Updated Aug. 26 | Although expressing “serious reservations,” South Sudan’s President Salva Kiir signed a far-reaching peace agreement on Wednesday. His opponent Riek Machar had earlier signed the deal.

Original Story:

South Sudan’s President Salva Kiir postponed signing a comprehensive peace agreement meant to quell more than a year and a half of fighting on Monday, leaving in limbo regional efforts to end the deadly conflict.

A power struggle between Kiir and former Vice President Riek Machar erupted in violence in December 2013, when Kiir accused Machar of an attempted coup.

Civilians were caught up in clashes between the dueling armed groups. More than 10,000 people have been killed so far and at least 1.4 million people displaced, according to the U.N. refugee agency.

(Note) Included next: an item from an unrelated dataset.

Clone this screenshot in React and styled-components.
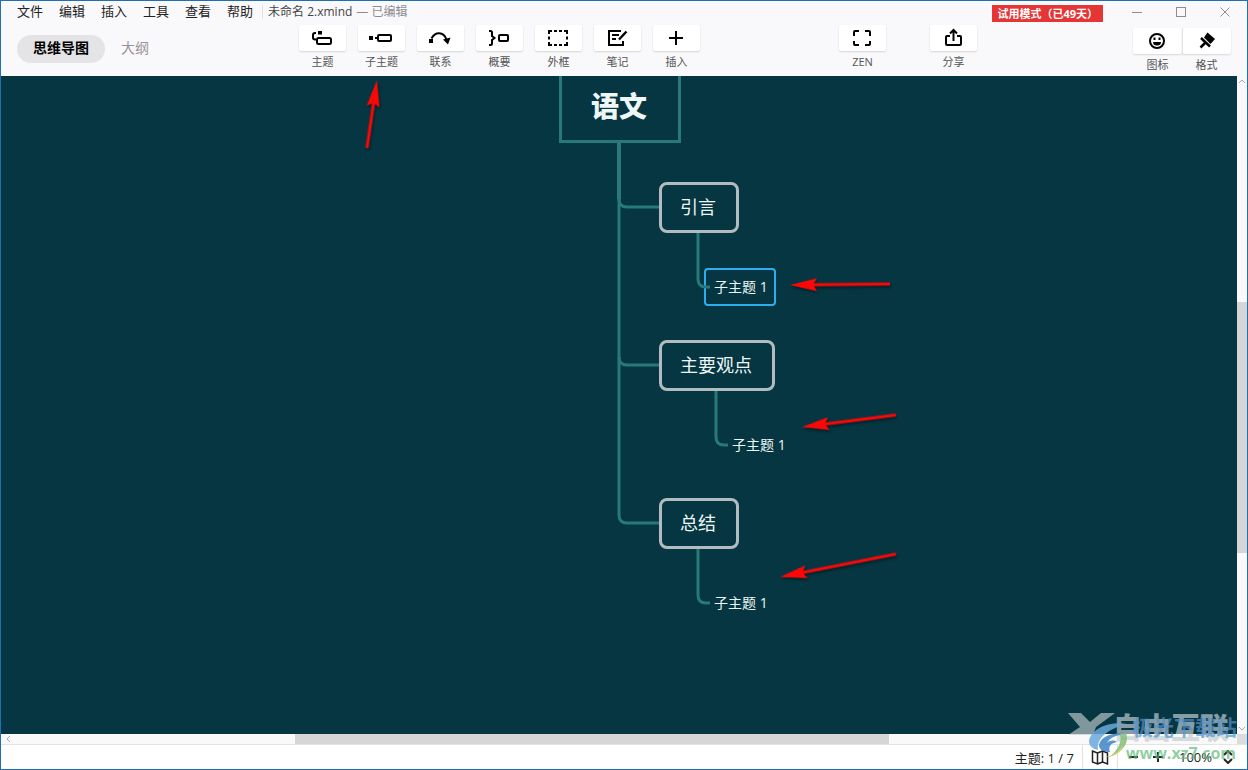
import { useState } from "react";
import styled, { createGlobalStyle } from "styled-components";

const GlobalStyle = createGlobalStyle`
  * {
    box-sizing: border-box;
  }
  body {
    margin: 0;
    font-family: "Open Sans", "Noto Sans CJK SC", sans-serif;
    color: #222;
  }
  button {
    font-family: inherit;
    border: none;
    background: none;
    padding: 0;
    color: inherit;
    cursor: pointer;
  }
`;

const Window = styled.div`
  height: 100vh;
  display: flex;
  flex-direction: column;
  border: 1px solid #1f6fb5;
  background: #fff;
  overflow: hidden;
  position: relative;
`;

/* ---------- header ---------- */

const Header = styled.header`
  height: 75px;
  background: #f9f9fc;
`;

const TitleBar = styled.div`
  height: 23px;
  display: flex;
  align-items: center;
  padding: 0 0 2px 16px;
`;

const Menu = styled.nav`
  display: flex;
  gap: 16px;
  button {
    font-size: 13px;
    line-height: 21px;
  }
`;

const DocTitle = styled.div`
  display: flex;
  gap: 4px;
  margin-left: 9px;
  padding-left: 5px;
  border-left: 1px solid #e2e2e6;
  font-size: 12px;
  line-height: 14px;
  color: #444;
`;

const Edited = styled.span`
  color: #8c8c90;
`;

const TrialBadge = styled.div`
  margin: 2px 12px 0 auto;
  padding: 0 5px;
  background: #e53535;
  color: #fff;
  font-size: 11px;
  font-weight: 700;
  line-height: 17px;
  align-self: flex-end;
`;

const WindowButton = styled.button`
  width: 44px;
  height: 21px;
  display: flex;
  align-items: center;
  justify-content: center;
`;

const Toolbar = styled.div`
  display: grid;
  grid-template-columns: 298px 1fr auto auto;
  align-items: start;
`;

const Tabs = styled.div`
  display: flex;
  padding: 11px 0 0 16px;
`;

const Tab = styled.button`
  height: 28px;
  padding: 0 16px;
  border-radius: 14px;
  font-size: 14px;
  line-height: 26px;
  padding-bottom: 2px;
  font-weight: ${(props) => (props.$active ? 700 : 400)};
  color: ${(props) => (props.$active ? "#000" : "#99949c")};
  background: ${(props) => (props.$active ? "#e4e4e7" : "transparent")};
`;

const ToolGroup = styled.div`
  display: flex;
  gap: ${(props) => props.$gap || 0}px;
  padding-top: ${(props) => props.$top}px;
  margin-right: ${(props) => props.$right || 0}px;
`;

const Tool = styled.button`
  display: flex;
  flex-direction: column;
  align-items: center;
  gap: 2px;
  font-size: 11px;
  line-height: 18px;
  color: #555;
`;

const IconBox = styled.span`
  width: ${(props) => (props.$joined ? 49 : 47)}px;
  height: 26px;
  padding-right: 1px;
  display: flex;
  align-items: center;
  justify-content: center;
  background: #fff;
  border-left: ${(props) => (props.$divided ? "1px solid #e2e2e6" : "none")};
  border-radius: 2px;
  box-shadow: 0 1px 2px rgba(0, 0, 0, 0.14);
  color: #000;
`;

/* ---------- canvas ---------- */

const Workspace = styled.div`
  flex: 1;
  min-height: 0;
  display: grid;
  grid-template-columns: 1fr 10px;
  grid-template-rows: 1fr 10px;
`;

const Canvas = styled.main`
  position: relative;
  overflow: hidden;
  background: #053641;
`;

const Lines = styled.svg`
  position: absolute;
  top: 0;
  left: 0;
  width: 100%;
  height: 100%;
  pointer-events: none;
`;

const Node = styled.div`
  position: absolute;
  left: ${(props) => props.$x}px;
  top: ${(props) => props.$y}px;
  white-space: nowrap;
  color: #eef6f6;
`;

const RootNode = styled(Node)`
  padding: 15px 31px 13px 29px;
  border: 3px solid #277a77;
  font-size: 28px;
  font-weight: 900;
  line-height: 42px;
`;

const MainNode = styled(Node)`
  padding: 9px 20px 9px 18px;
  border: 3px solid #b1bcbe;
  border-radius: 8px;
  font-size: 18px;
  line-height: 27px;
`;

const SubNode = styled(Node)`
  padding: 7px 6px 7px 8px;
  border: 2px solid ${(props) => (props.$selected ? "#2eaeee" : "transparent")};
  border-radius: 4px;
  font-size: 14px;
  line-height: 20px;
`;

const Scrollbar = styled.div`
  display: flex;
  flex-direction: ${(props) => (props.$vertical ? "column" : "row")};
  align-items: center;
  background: #f9f9f9;
  svg {
    flex: none;
  }
`;

const Track = styled.div`
  flex: 1;
  align-self: stretch;
  display: flex;
  flex-direction: ${(props) => (props.$vertical ? "column" : "row")};
`;

const Space = styled.div`
  flex: ${(props) => props.$size};
`;

const Thumb = styled(Space)`
  background: #d6d6d6;
`;

const Corner = styled.div`
  background: #dcdcdc;
`;

/* ---------- status bar ---------- */

const StatusBar = styled.footer`
  height: 25px;
  display: flex;
  justify-content: flex-end;
  align-items: center;
  padding-right: 12px;
  border-top: 1px solid #e4e4e4;
  font-size: 13px;
  color: #222;
`;

const StatusCell = styled.div`
  height: 24px;
  display: flex;
  align-items: center;
  padding: 0 8px;
  border-right: 1px solid #e2e2e2;
`;

const ZoomControls = styled.div`
  display: flex;
  align-items: center;
  gap: 12px;
  padding-left: 10px;
  button {
    display: flex;
  }
`;

const ZoomValue = styled.label`
  display: flex;
  align-items: center;
  gap: 9px;
  margin-left: 3px;
`;

const Watermark = styled.div`
  position: absolute;
  right: 10px;
  bottom: 4px;
  width: 172px;
  height: 56px;
  pointer-events: none;
  svg {
    position: absolute;
    left: 0;
    top: 0;
  }
`;

const MarkText = styled.span`
  position: absolute;
  right: ${(props) => props.$right}px;
  top: ${(props) => props.$top}px;
  font-size: ${(props) => props.$size}px;
  line-height: ${(props) => props.$size}px;
  font-weight: ${(props) => props.$weight};
  color: ${(props) => props.$color};
  white-space: nowrap;
`;

/* ---------- icons ---------- */

const Icon = ({ children, size = 24 }) => (
  <svg
    width={size}
    height={size}
    viewBox={`0 0 ${size} ${size}`}
    fill="none"
    stroke="currentColor"
    strokeWidth="2"
    aria-hidden="true"
  >
    {children}
  </svg>
);

const icons = {
  topic: (
    <Icon>
      <path d="M6 7H5a2 2 0 0 0-2 2v2.5a2 2 0 0 0 2 2h1" />
      <rect x="8" y="5" width="4" height="3.5" fill="currentColor" stroke="none" />
      <rect x="7" y="12" width="14" height="6" rx="1.5" />
    </Icon>
  ),
  subtopic: (
    <Icon>
      <rect x="0" y="10" width="4" height="4" fill="currentColor" stroke="none" />
      <path d="M6 12h3" />
      <rect x="9" y="9" width="13" height="6" rx="1" />
    </Icon>
  ),
  relation: (
    <Icon>
      <rect x="1" y="13" width="4" height="4" fill="currentColor" stroke="none" />
      <path d="M3.5 12.5C7 5.5 15.5 5 18.5 13.5" />
      <path d="M15 13.5 22.5 11.5 20 18.5Z" fill="currentColor" stroke="none" />
    </Icon>
  ),
  summary: (
    <Icon>
      <path d="M2 5h1.5A1.5 1.5 0 0 1 5 6.500v3.500l2.500 2L5 14v3.500A1.500 1.500 0 0 1 3.500 19H2" />
      <rect x="12" y="9" width="9" height="6" rx="1" />
    </Icon>
  ),
  boundary: (
    <Icon>
      <path d="M3 8V5h3M18 5h3v3M21 16v3h-3M6 19H3v-3" />
      <path d="M8 5h3M13 5h3M8 19h3M13 19h3M3 10.5v3M21 10.5v3" />
    </Icon>
  ),
  note: (
    <Icon>
      <path d="M16 5H4v14h14v-4" />
      <path d="M7 9h7M7 13h4" />
      <path d="M21.5 5.5 14 13.5" strokeWidth="2.5" />
    </Icon>
  ),
  insert: (
    <Icon>
      <path d="M12 5v14M5 12h14" />
    </Icon>
  ),
  zen: (
    <Icon>
      <path d="M4 10V6a1 1 0 0 1 1-1h4M15 5h4a1 1 0 0 1 1 1v4M20 15v3a1 1 0 0 1-1 1h-4M9 19H5a1 1 0 0 1-1-1v-3" />
    </Icon>
  ),
  share: (
    <Icon>
      <path d="M9 10H6a1 1 0 0 0-1 1v7a1 1 0 0 0 1 1h13a1 1 0 0 0 1-1v-7a1 1 0 0 0-1-1h-3" />
      <path d="M12.5 15V4.5M9 7.500 12.500 4l3.500 3.500" />
    </Icon>
  ),
  sticker: (
    <Icon>
      <circle cx="12" cy="12" r="7" />
      <path d="M8 13h8a4 3.500 0 0 1-8 0Z" fill="currentColor" stroke="none" />
      <path d="M9.500 8.500v2.500M14.500 8.500v2.500" />
    </Icon>
  ),
  format: (
    <Icon>
      <path d="M12.500 3.500 20 10 15.500 15 9 8.500Z" fill="currentColor" stroke="none" />
      <path d="M6 9 15 17.500M10.500 13.500 5.500 18.500" strokeWidth="2.500" />
    </Icon>
  ),
};

const tools = [
  { id: "topic", label: "主题" },
  { id: "subtopic", label: "子主题" },
  { id: "relation", label: "联系" },
  { id: "summary", label: "概要" },
  { id: "boundary", label: "外框" },
  { id: "note", label: "笔记" },
  { id: "insert", label: "插入" },
];

const viewTools = [
  { id: "zen", label: "ZEN" },
  { id: "share", label: "分享" },
];

const panelTools = [
  { id: "sticker", label: "图标" },
  { id: "format", label: "格式" },
];

const menus = ["文件", "编辑", "插入", "工具", "查看", "帮助"];

const mainTopics = [
  { text: "引言", x: 658, y: 106 },
  { text: "主要观点", x: 658, y: 264 },
  { text: "总结", x: 658, y: 422 },
];

const subTopics = [
  { x: 703, y: 192 },
  { x: 721, y: 350 },
  { x: 703, y: 508 },
];

const arrows = [
  { tip: [376, 4], tail: [366, 72] },
  { tip: [789, 209], tail: [889, 208] },
  { tip: [801, 351], tail: [895, 339] },
  { tip: [779, 501], tail: [895, 478] },
];

function ToolButtons({ items, joined }) {
  return items.map((item, i) => (
    <Tool key={item.id}>
      <IconBox $joined={joined} $divided={joined && i > 0}>
        {icons[item.id]}
      </IconBox>
      {item.label}
    </Tool>
  ));
}

function Arrow({ tip, tail }) {
  const dx = tail[0] - tip[0];
  const dy = tail[1] - tip[1];
  const length = Math.hypot(dx, dy);
  const angle = (Math.atan2(dy, dx) * 180) / Math.PI;
  return (
    <path
      transform={`translate(${tip[0]} ${tip[1]}) rotate(${angle})`}
      d={`M0 0 27 -6.5 24 -1.5H${length}V1.5H24L27 6.5Z`}
      fill="#fb0707"
    />
  );
}

function Chevron({ d }) {
  return (
    <svg width="10" height="10" fill="none" stroke="#a3a8b0" aria-hidden="true">
      <path d={d} />
    </svg>
  );
}

function MindMap() {
  const [selected, setSelected] = useState(0);

  return (
    <Canvas>
      <RootNode $x={558} $y={-9}>
        语文
      </RootNode>
      {mainTopics.map((topic) => (
        <MainNode key={topic.text} $x={topic.x} $y={topic.y}>
          {topic.text}
        </MainNode>
      ))}
      {subTopics.map((topic, i) => (
        <SubNode
          key={topic.y}
          $x={topic.x}
          $y={topic.y}
          $selected={selected === i}
          onClick={() => setSelected(i)}
        >
          子主题 1
        </SubNode>
      ))}
      <Lines>
        <g fill="none" stroke="#277a77" strokeWidth="3">
          <path d="M618 66V439q0 8 8 8H658" />
          <path d="M618 66V123" strokeWidth="4" />
          <path d="M618 123q0 8 8 8H658" />
          <path d="M618 281q0 8 8 8H658" />
          <path d="M697 157V203q0 8 8 8h4" />
          <path d="M715 315V361q0 8 8 8h4" />
          <path d="M697 473V519q0 8 8 8h4" />
        </g>
        <g filter="drop-shadow(1px 2px 1px rgba(0, 0, 0, 0.4))">
          {arrows.map((arrow) => (
            <Arrow key={arrow.tip.join()} {...arrow} />
          ))}
        </g>
      </Lines>
    </Canvas>
  );
}

export default function App() {
  const [tab, setTab] = useState("思维导图");

  return (
    <Window>
      <GlobalStyle />
      <Header>
        <TitleBar>
          <Menu>
            {menus.map((name) => (
              <button key={name}>{name}</button>
            ))}
          </Menu>
          <DocTitle>
            <span>未命名 2.xmind</span>
            <Edited>— 已编辑</Edited>
          </DocTitle>
          <TrialBadge>试用模式（已49天）</TrialBadge>
          <WindowButton aria-label="最小化">
            <svg width="12" height="12" stroke="#8d8d92">
              <path d="M1 6.5h10" />
            </svg>
          </WindowButton>
          <WindowButton aria-label="最大化">
            <svg width="12" height="12" fill="none" stroke="#8d8d92">
              <rect x="1.5" y="1.5" width="9" height="9" />
            </svg>
          </WindowButton>
          <WindowButton aria-label="关闭">
            <svg width="12" height="12" stroke="#8d8d92">
              <path d="M1.5 1.5l9 9M10.5 1.5l-9 9" />
            </svg>
          </WindowButton>
        </TitleBar>
        <Toolbar>
          <Tabs>
            {["思维导图", "大纲"].map((name) => (
              <Tab key={name} $active={tab === name} onClick={() => setTab(name)}>
                {name}
              </Tab>
            ))}
          </Tabs>
          <ToolGroup $gap={12} $top={1}>
            <ToolButtons items={tools} />
          </ToolGroup>
          <ToolGroup $gap={44} $top={1} $right={156}>
            <ToolButtons items={viewTools} />
          </ToolGroup>
          <ToolGroup $top={4} $right={16}>
            <ToolButtons items={panelTools} joined />
          </ToolGroup>
        </Toolbar>
      </Header>

      <Workspace>
        <MindMap />
        <Scrollbar $vertical>
          <Chevron d="M2 7l3-3 3 3" />
          <Track $vertical>
            <Space $size={216} />
            <Thumb $size={251} />
            <Space $size={171} />
          </Track>
          <Chevron d="M2 3l3 3 3-3" />
        </Scrollbar>
        <Scrollbar>
          <Chevron d="M9 2l-3 3 3 3" />
          <Track>
            <Space $size={284} />
            <Thumb $size={594} />
            <Space $size={348} />
          </Track>
        </Scrollbar>
        <Corner />
      </Workspace>

      <StatusBar>
        <StatusCell>主题: 1 / 7</StatusCell>
        <StatusCell>
          <Icon size={18}>
            <path
              d="M1.5 3 6.500 5v11L1.500 14ZM6.500 5l5-2v11l-5 2M11.500 3l5 2v11l-5-2"
              strokeWidth="1.500"
            />
          </Icon>
        </StatusCell>
        <ZoomControls>
          <button aria-label="缩小">
            <Icon size={12}>
              <path d="M1 6h9" />
            </Icon>
          </button>
          <button aria-label="放大">
            <Icon size={12}>
              <path d="M1 6h10M6 1v10" />
            </Icon>
          </button>
          <ZoomValue>
            100%
            <button aria-label="缩放比例">
              <Icon size={14}>
                <path d="M3 5l4-4 4 4M3 9l4 4 4-4" />
              </Icon>
            </button>
          </ZoomValue>
        </ZoomControls>
      </StatusBar>

      <Watermark aria-hidden="true">
        <svg width="172" height="56">
          <path
            d="M3 4H16L25 13 36 4H50L31 18 28 26H22L15 26H3L15 18Z"
            fill="#c3cdd1"
            opacity="0.65"
          />
        </svg>
        <MarkText $right={8} $top={4} $size={29} $weight={900} $color="rgba(195, 205, 209, 0.7)">
          自由互联
        </MarkText>
        <svg width="172" height="56">
          <g opacity="0.85">
            <path
              d="M62 15C44 12 26 20 24 32c0 5 4 8 9 9-2-11 9-21 29-26Z"
              fill="#6ba9dc"
            />
            <path
              d="M34 36c2-9 14-13 26-11-9 1-16 4-18 9 3-3 7-3 10-1-6 1-9 4-7 10-6 0-11-2-11-7Z"
              fill="#3f84c8"
            />
            <path d="M61 24c4 10-4 20-17 24 9-7 13-15 11-22Z" fill="#86c07a" />
            <path d="M37 47c7 2 15-2 21-10-2 7-11 13-21 10Z" fill="#dccf55" />
          </g>
        </svg>
        <MarkText $right={0} $top={8} $size={21} $weight={700} $color="rgba(85, 145, 205, 0.7)">
          极光下载站
        </MarkText>
        <MarkText $right={1} $top={36} $size={16} $weight={700} $color="rgba(95, 185, 120, 0.7)">
          www.xz7.com
        </MarkText>
      </Watermark>
    </Window>
  );
}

The two leaders have repeatedly signed cease-fires, but the violence has continued.

The East African coalition leading peace efforts between South Sudan’s warring leaders — called the Intergovernmental Authority on Development, or IGAD — gave the two leaders an Aug. 17 deadline to sign an accord.

IGAD’s peace plan is the most comprehensive one yet, and Kiir said Monday in Ethiopia’s capital Addis Ababa that he needs 15 more days to review it and come back with changes.

He objects to the power-sharing arrangement, which would give Kiir more power at the national level but Machar more control over oil-producing states, said Ambassador Princeton Lyman, former U.S. ambassador to Nigeria and South Africa and a former State Department official who is now with the U.S. Institute of Peace.

“That’s the kind of arrangement if you had an understanding about peace and each side didn’t have an army, it would make sense. But until you don’t have two armies fighting each other, that kind of division of power is probably unacceptable,” he said.

The plan also requires setting up commissions, passing legislation, setting up donor funding and integrating the military — all on “extremely tight timelines,” said Lyman. “It’s not very realistic from that point of view. But most of all, it rests on the president being Kiir and the vice president being Machar, jointly making all these decisions.”

The agreement lacks any international oversight or direct responsibility of the parties to move the process forward, he said. And now that Kiir has delayed signing the plan, the Obama administration must decide if it will move to sanctions or other forms of pressure — something President Barack Obama reportedly raised during a trip to Africa last month, Lyman said.

Meanwhile, some South Sudanese activists, who have long discounted Kiir and Machar’s ability to ever reach an agreement, said the solution needs to come from within.

“Even in a best-case scenario, peace will never come from Addis Ababa,” said David Deng, research director of the South Sudan Law Society, a civil society organization. “The most that these few leaders can do is agree to stop fighting long enough for South Sudanese to sit down — in South Sudan — and figure out how to live together without killing one another. Until there’s an appetite and demand for peace from the people, the conflict will continue.”